Борис знал, что Марья прекрасна. Иной она не могла быть. Он робко взял краюху и вдруг взглянул на девушку отчаянно и покорно. Он увидел обветренное лицо с тугими щеками, слегка вывернутые яркие губы, приплюснутый нос и тяжелые пшеничные, прямо-таки золотые волосы, собранные небрежным жгутом на затылке.
Борис потупился. Ему захотелось поцеловать мозолистую руку этой удивительной дивчины.
«Креветка» вскоре вернулась к косе, и Борис больше не встречал Марью.
…Он плыл неторопливо, стараясь сохранять силу, и полагался больше на то, что его пока поддержат палка с проолифенной робой, да помогут волны, да подгонит ветер. Он плыл, и так как надо было о чем-то думать, все равно о чем, но только не о постигшей его беде, то он и думал… о Колдуне, о «Креветке», о шести месяцах жизни на ней…
Прошло немало времени, и ему стала попадаться дохлая ставрида. В темноте хорошо было видно беловатое свечение ее животов и фосфоресцирующий блеск чешуи.
— Ага, — сказал он вслух, — вы все-таки выбрасываете рыбу. Вас все-таки допекло. Чтоб вы поутопли, сволочи!
Он так и сказал: «поутопли». Он думал о них грубо. Он не хотел, чтобы они благополучно доплыли. Нет. Он устал, замерз, холодом свело челюсти, и первые судороги подергивали ноги. Кажется, он погибал… Он погибал сам и призывал погибель на их головы. Это было бы справедливо. Он был не в состоянии уже сообразить, что утонет и «Креветка», утонут и Паня Тищук и Захар Половиченко…
— Ну и пусть! Пусть они утонут! — в исступлении шептал он деревенеющими губами.

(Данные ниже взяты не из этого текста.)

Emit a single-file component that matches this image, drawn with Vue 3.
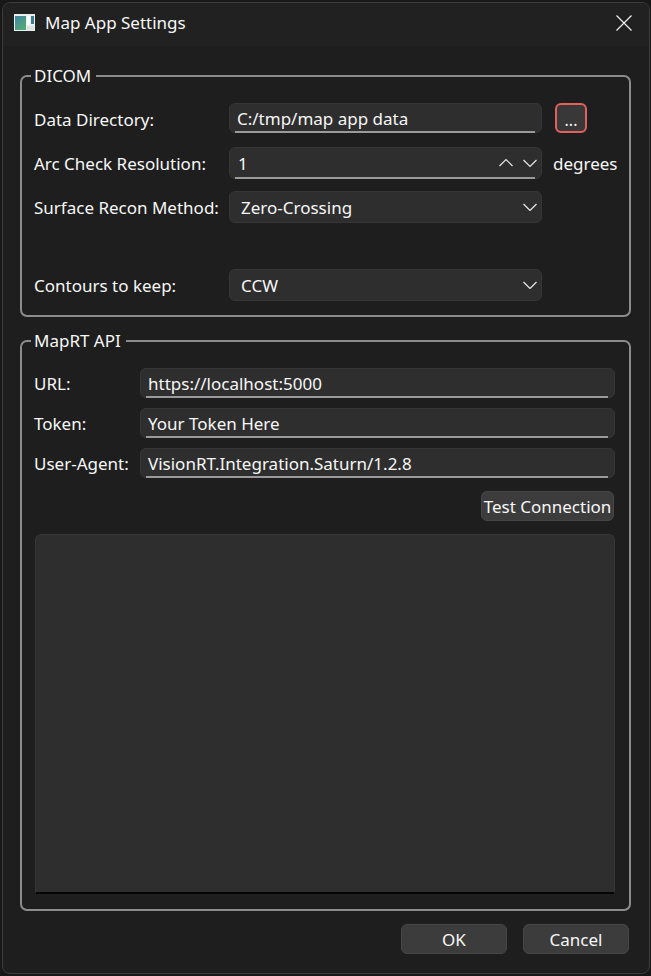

Он изнемогал. Из рук выскользнула спасительная палка, и смыло волной робу, добротную зеленую робу…
— Доплыть бы до порта, — проскрипел он зубами, — до тех кубов, усеянных крабами.

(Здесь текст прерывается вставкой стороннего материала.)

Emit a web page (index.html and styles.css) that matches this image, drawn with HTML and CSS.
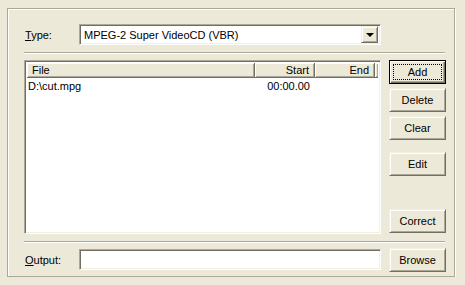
FILE: index.html
```html
<!DOCTYPE html>
<html lang="en">
<head>
<meta charset="UTF-8">
<title>Join Files</title>
<link rel="stylesheet" href="styles.css">
</head>
<body>
  <div class="frame">
    <div class="type-row">
      <label class="label"><u>T</u>ype:</label>
      <div class="combo sunken">
        <span class="combo-text">MPEG-2 Super VideoCD (VBR)</span>
        <span class="combo-btn"><span class="arrow"></span></span>
      </div>
    </div>
    <div class="sep"></div>
    <div class="main">
      <div class="list sunken">
        <div class="list-head">
          <div class="col col-file">File</div>
          <div class="col col-start">Start</div>
          <div class="col col-end">End</div>
          <div class="col col-rest"></div>
        </div>
        <div class="list-row">
          <div class="cell col-file">D:\cut.mpg</div>
          <div class="cell col-start">00:00.00</div>
          <div class="cell col-end"></div>
        </div>
      </div>
      <div class="buttons">
        <button class="btn default"><span class="focus">Add</span></button>
        <button class="btn">Delete</button>
        <button class="btn">Clear</button>
        <button class="btn edit">Edit</button>
        <button class="btn correct">Correct</button>
      </div>
    </div>
    <div class="sep"></div>
    <div class="out-row">
      <label class="label"><u>O</u>utput:</label>
      <div class="field sunken"></div>
      <button class="btn">Browse</button>
    </div>
  </div>
</body>
</html>
```

FILE: styles.css
```css
body {
  margin: 0;
  background-color: #ece9d8;
  font-family: "Liberation Sans", Arial, sans-serif;
  font-size: 11px;
  color: #000;
}

.frame {
  margin: 8px 0 0 7px;
  width: 447px;
  height: 267px;
  border: 1px solid #aca899;
  box-shadow: inset 1px 1px #fff, 1px 1px #fff;
  padding: 15px 0 0 16px;
  box-sizing: border-box;
  height: 269px;
  width: 448px;
}

.sunken {
  border: 1px solid;
  border-color: #aca899 #fff #fff #aca899;
  box-shadow: inset 1px 1px #716f64, inset -1px -1px #f1efe2;
  background-color: #fff;
  box-sizing: border-box;
}

.type-row,
.out-row {
  display: flex;
  align-items: center;
}

.type-row {
  height: 21px;
}

.label {
  width: 55px;
  padding-left: 1px;
  box-sizing: border-box;
}

.combo {
  width: 302px;
  height: 21px;
  display: flex;
  align-items: center;
  justify-content: space-between;
  padding: 2px;
}

.combo-text {
  padding-left: 2px;
}

.combo-btn {
  width: 17px;
  height: 17px;
  box-sizing: border-box;
  background-color: #ece9d8;
  border: 1px solid;
  border-color: #f1efe2 #716f64 #716f64 #f1efe2;
  box-shadow: inset 1px 1px #fff, inset -1px -1px #aca899;
  display: flex;
  align-items: center;
  justify-content: center;
}

.arrow {
  width: 0;
  height: 0;
  border-left: 4px solid transparent;
  border-right: 4px solid transparent;
  border-top: 4px solid #000;
  margin-top: 1px;
}

.sep {
  width: 421px;
  border-top: 1px solid #aca899;
  border-bottom: 1px solid #fff;
  margin-top: 7px;
}

.main {
  display: flex;
  gap: 8px;
  margin-top: 6px;
}

.list {
  width: 357px;
  height: 174px;
  padding: 2px;
}

.list-head {
  display: flex;
  height: 15px;
  background-color: #ece9d8;
}

.list-head .col {
  box-sizing: border-box;
  height: 15px;
  line-height: 14px;
  border-right: 1px solid #716f64;
  border-bottom: 1px solid #716f64;
  box-shadow: inset 1px 1px #fff, inset -1px -1px #aca899;
  padding: 0 5px;
}

.list-head .col-rest {
  flex: 1;
  border-right: none;
  padding: 0;
}

.col-file {
  width: 228px;
  box-sizing: border-box;
}

.col-start,
.col-end {
  width: 60px;
  box-sizing: border-box;
  text-align: right;
}

.list-row {
  display: flex;
  height: 17px;
  line-height: 17px;
}

.list-row .cell {
  padding: 0 5px 0 1px;
}

.list-row .col-start {
  padding-right: 5px;
}

.buttons {
  width: 57px;
  display: flex;
  flex-direction: column;
  gap: 4px;
}

.btn {
  font-family: "Liberation Sans", Arial, sans-serif;
  font-size: 11px;
  color: #000;
  width: 57px;
  height: 24px;
  padding: 0;
  background-color: #ece9d8;
  border: 1px solid;
  border-color: #f1efe2 #716f64 #716f64 #f1efe2;
  box-shadow: inset 1px 1px #fff, inset -1px -1px #aca899;
  box-sizing: border-box;
}

.btn.default {
  border-color: #000;
  box-shadow: inset 1px 1px #fff, inset -1px -1px #716f64, inset -2px -2px #aca899;
  display: flex;
  align-items: center;
  justify-content: center;
  padding: 3px;
}

.focus {
  display: block;
  width: 100%;
  height: 100%;
  border: 1px dotted #000;
  box-sizing: border-box;
  line-height: 14px;
}

.btn.edit {
  margin-top: 8px;
}

.btn.correct {
  margin-top: auto;
  margin-bottom: 1px;
}

.out-row {
  height: 25px;
  margin-top: 4px;
}

.field {
  width: 302px;
  height: 21px;
  margin-right: 8px;
}
```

В порту, у волнореза, были навалены огромные бетонные кубы, и всякий раз во время отливов их усыпали крошечные и желтоватые, как медные монеты, крабики. Крабов смывало, а они все лезли и лезли на гладкий замшелый бетон, будто им осточертела вода, опротивело море, будто захотелось им солнца…

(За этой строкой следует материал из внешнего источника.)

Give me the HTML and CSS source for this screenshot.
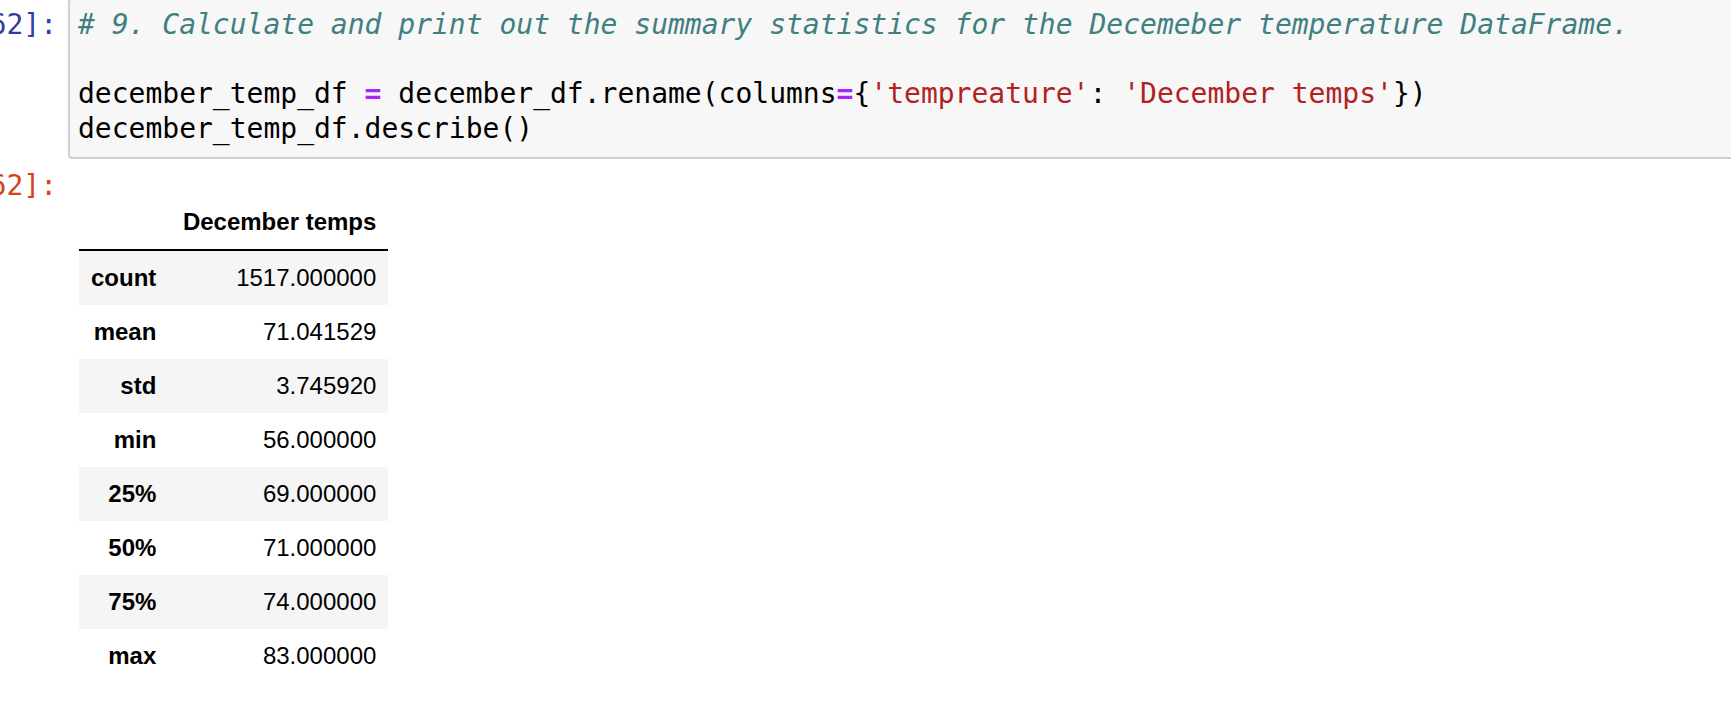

Бориса сносило левее кубов, левее порта, и, может, это было даже лучше — не налетит в темноте прохожий корабль, не швырнет волной на бетонные углы, на высокую стенку волнореза.
Потом он как будто стал терять сознание. Но плыл. Почему-то мнилось, что там, на берегу, его должна встретить и протянуть руку с прилипшими к ладони крошками хлеба та красивая синеокая дивчина с налитой грудью, крепкими бедрами и тяжеловатой мужской статью. Та дивчина с Тендры…
И он плыл к ней, он ясно видел протянутую руку, и резал ему глаза ослепительный, снежный блеск песчаной кромки, проступившей в ночи.
А затем потянулась перед глазами нескончаемая, стылая, тупая желтизна. И опрокинулось черное небо.
Рушились миры. Сталкивались звезды. Огненноликие кометы влачили расшитые червонным золотом хвосты.
Рушились миры. Лбами сталкивались звезды. Кометы почему-то походили на пережженно-красные кирпичи с привязанными к ним бычьими хвостами.
Бред… Бред продолжался день, два… А на третий Борис очнулся и долго лежал, уставясь в аккуратно побеленный потолок. Пахло лавровым листом, лекарствами и чем-то приятно щекочущим — кажется, мандариновой сушеной коркой.
Борис осмотрелся. Рядом, на табуретке, стояли микстуры в зеленых бутылочках с ярлычками. Дальше, на столе, лежал кусок выделанной шкуры катрана — черноморской акулы; хозяин дома, очевидно, любил шлифовать дерево. Возможно, он был столяр… Или рыбак.
Борис отчетливо помнил комету с бычьим хвостом. Он силился сообразить, откуда вдруг у кометы взялся бычий хвост. И вспомнил. И усмехнулся.
В детстве отец рассказывал ему, как когда-то, еще до революции, в глухой деревушке, где он жил, солнечное затмение приняли за начало страшного суда. Затмение перешло в ночь. И всю ночь взбудораженные селяне жгли костры, молились и, ждали, когда свалится с неба камень с привязанным к нему бычьим хвостом… Вероятно, бычий хвост являл собою знамение сатаны, может статься, был его визитной карточкой.
В комнату вошла древняя старушка. Она горестно покачивала головкой.
— Очнулся, болезный?
Морщинистыми пальцами, обтянутыми сухой желтой кожей, она взяла с табуретки бумажку.